In 2025, Canada repealed the federal consumer carbon tax after years of political backlash. For many households it had become a symbol of rising costs with no visible return. In energy communities, it felt punitive. The frustration was understandable. What was rarely explained — and rarely understood — is that pricing emissions is not just about discouraging consumption. It is about changing what gets built. Without a price on carbon, a gas plant that installs capture must compete against one that vents freely. The cleaner facility carries higher costs. The dirtier one does not. In that environment, the market always chooses the cheaper option — and the cheaper option keeps emitting.

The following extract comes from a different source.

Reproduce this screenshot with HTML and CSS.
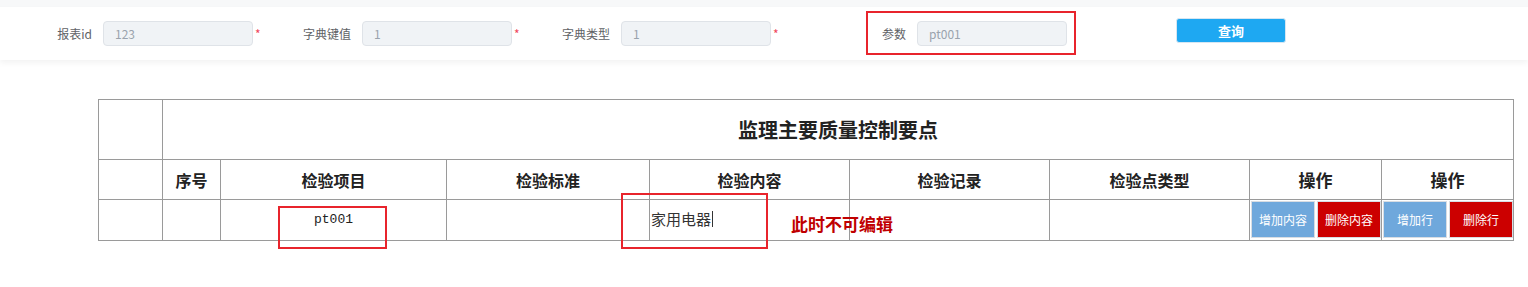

Carbon pricing corrects that imbalance. But it only works when it is perceived as fair. Households cannot be penalised where alternatives don’t exist. Energy communities cannot be asked to absorb costs that other regions avoid. Industries competing globally cannot be undermined by uneven rules. The burden has to be shared — across producers, ratepayers, and public financing mechanisms — and the revenue it generates has to flow back into the same regions it is collected from. Carbon pricing that disappears into general revenue and never returns as visible investment will always be politically fragile. Carbon pricing that visibly funds the transition it is asking people to make has a chance of lasting long enough to matter.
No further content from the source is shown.